Background: Blocklisting and OSD epoch barrier

After a client is blocklisted, it is necessary to make sure that other clients and MDS daemons have the latest OSDMap (including the blocklist entry) before they try to access any data objects that the blocklisted client might have been accessing.

This is ensured using an internal “osdmap epoch barrier” mechanism.

The purpose of the barrier is to ensure that when we hand out any capabilities which might allow touching the same RADOS objects, the clients we hand out the capabilities to must have a sufficiently recent OSD map to not race with cancelled operations (from ENOSPC) or blocklisted clients (from evictions).

More specifically, the cases where an epoch barrier is set are:

  • Client eviction (where the client is blocklisted and other clients must wait for a post-blocklist epoch to touch the same objects).

  • OSD map full flag handling in the client (where the client may cancel some OSD ops from a pre-full epoch, so other clients must wait until the full epoch or later before touching the same objects).

  • MDS startup, because we don’t persist the barrier epoch, so must assume that latest OSD map is always required after a restart.

Note that this is a global value for simplicity. We could maintain this on a per-inode basis. But we don’t, because:

  • It would be more complicated.

  • It would use an extra 4 bytes of memory for every inode.

  • It would not be much more efficient as, almost always, everyone has the latest OSD map. And, in most cases everyone will breeze through this barrier rather than waiting.

  • This barrier is done in very rare cases, so any benefit from per-inode granularity would only very rarely be seen.

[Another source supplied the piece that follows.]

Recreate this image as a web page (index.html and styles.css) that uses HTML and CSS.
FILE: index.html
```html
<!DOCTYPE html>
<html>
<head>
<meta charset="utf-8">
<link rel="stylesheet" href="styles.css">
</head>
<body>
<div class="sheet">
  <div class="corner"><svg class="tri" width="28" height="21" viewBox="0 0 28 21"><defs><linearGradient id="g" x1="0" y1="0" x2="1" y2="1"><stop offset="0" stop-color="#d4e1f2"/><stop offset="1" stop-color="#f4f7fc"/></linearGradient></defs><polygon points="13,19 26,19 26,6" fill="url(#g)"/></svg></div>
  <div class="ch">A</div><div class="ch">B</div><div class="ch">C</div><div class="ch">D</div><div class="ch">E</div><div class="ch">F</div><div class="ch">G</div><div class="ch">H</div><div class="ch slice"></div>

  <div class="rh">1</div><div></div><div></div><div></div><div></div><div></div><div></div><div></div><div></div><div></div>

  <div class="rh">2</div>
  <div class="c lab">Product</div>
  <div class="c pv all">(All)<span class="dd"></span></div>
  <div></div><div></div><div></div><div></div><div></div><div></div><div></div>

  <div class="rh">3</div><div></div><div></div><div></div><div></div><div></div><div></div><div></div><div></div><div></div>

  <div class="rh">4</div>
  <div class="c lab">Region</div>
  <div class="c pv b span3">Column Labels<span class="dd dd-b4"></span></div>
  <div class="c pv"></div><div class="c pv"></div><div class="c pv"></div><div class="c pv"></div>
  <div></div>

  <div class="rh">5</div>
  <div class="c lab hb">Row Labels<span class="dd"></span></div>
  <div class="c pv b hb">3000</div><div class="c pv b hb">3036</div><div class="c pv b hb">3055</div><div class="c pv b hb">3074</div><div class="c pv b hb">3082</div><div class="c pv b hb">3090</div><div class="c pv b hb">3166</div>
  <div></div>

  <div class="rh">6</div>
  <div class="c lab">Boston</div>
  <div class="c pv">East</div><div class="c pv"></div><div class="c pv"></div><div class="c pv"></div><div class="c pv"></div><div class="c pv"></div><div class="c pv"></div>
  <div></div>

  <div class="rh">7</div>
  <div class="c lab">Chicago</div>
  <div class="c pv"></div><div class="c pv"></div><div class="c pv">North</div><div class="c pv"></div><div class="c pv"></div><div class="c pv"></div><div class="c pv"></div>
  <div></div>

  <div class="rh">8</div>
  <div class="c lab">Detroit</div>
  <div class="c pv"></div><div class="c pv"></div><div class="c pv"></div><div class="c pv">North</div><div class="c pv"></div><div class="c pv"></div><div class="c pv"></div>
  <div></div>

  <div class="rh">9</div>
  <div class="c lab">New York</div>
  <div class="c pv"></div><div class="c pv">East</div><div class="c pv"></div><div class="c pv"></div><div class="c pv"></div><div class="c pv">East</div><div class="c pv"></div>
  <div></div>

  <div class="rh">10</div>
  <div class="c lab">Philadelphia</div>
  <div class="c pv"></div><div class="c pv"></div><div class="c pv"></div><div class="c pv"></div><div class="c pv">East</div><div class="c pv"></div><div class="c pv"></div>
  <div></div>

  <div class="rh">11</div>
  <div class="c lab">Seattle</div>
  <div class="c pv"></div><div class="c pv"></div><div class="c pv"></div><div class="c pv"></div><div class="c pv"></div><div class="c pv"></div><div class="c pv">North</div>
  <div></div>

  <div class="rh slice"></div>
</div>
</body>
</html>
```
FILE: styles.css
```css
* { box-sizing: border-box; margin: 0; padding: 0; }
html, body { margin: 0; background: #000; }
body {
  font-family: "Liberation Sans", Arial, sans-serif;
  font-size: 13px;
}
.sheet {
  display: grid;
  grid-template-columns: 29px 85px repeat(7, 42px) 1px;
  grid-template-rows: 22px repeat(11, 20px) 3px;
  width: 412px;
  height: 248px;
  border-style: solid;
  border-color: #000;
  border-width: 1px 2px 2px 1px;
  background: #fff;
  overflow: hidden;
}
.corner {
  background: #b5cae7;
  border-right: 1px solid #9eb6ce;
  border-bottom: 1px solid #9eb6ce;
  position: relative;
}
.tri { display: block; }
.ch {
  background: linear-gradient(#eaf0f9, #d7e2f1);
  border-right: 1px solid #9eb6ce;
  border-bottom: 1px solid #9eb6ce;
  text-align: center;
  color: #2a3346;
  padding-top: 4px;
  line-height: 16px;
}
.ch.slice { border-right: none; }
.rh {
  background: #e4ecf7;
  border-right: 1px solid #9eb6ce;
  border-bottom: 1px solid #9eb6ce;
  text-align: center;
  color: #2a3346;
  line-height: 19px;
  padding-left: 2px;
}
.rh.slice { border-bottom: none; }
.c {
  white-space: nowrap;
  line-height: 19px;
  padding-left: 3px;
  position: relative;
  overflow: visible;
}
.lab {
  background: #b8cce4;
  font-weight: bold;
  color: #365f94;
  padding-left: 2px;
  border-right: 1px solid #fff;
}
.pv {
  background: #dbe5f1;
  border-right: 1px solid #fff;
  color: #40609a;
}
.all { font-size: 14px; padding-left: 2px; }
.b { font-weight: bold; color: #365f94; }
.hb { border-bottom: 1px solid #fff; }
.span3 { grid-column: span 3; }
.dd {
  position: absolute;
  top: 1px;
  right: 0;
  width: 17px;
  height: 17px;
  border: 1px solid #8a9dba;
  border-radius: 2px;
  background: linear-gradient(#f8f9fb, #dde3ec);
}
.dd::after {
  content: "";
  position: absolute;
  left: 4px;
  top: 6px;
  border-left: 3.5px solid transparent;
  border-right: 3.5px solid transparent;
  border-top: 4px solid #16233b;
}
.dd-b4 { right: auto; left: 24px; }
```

The epoch barrier is transmitted along with all capability messages, and instructs the receiver of the message to avoid sending any more RADOS operations to OSDs until it has seen this OSD epoch. This mainly applies to clients (doing their data writes directly to files), but also applies to the MDS because things like file size probing and file deletion are done directly from the MDS.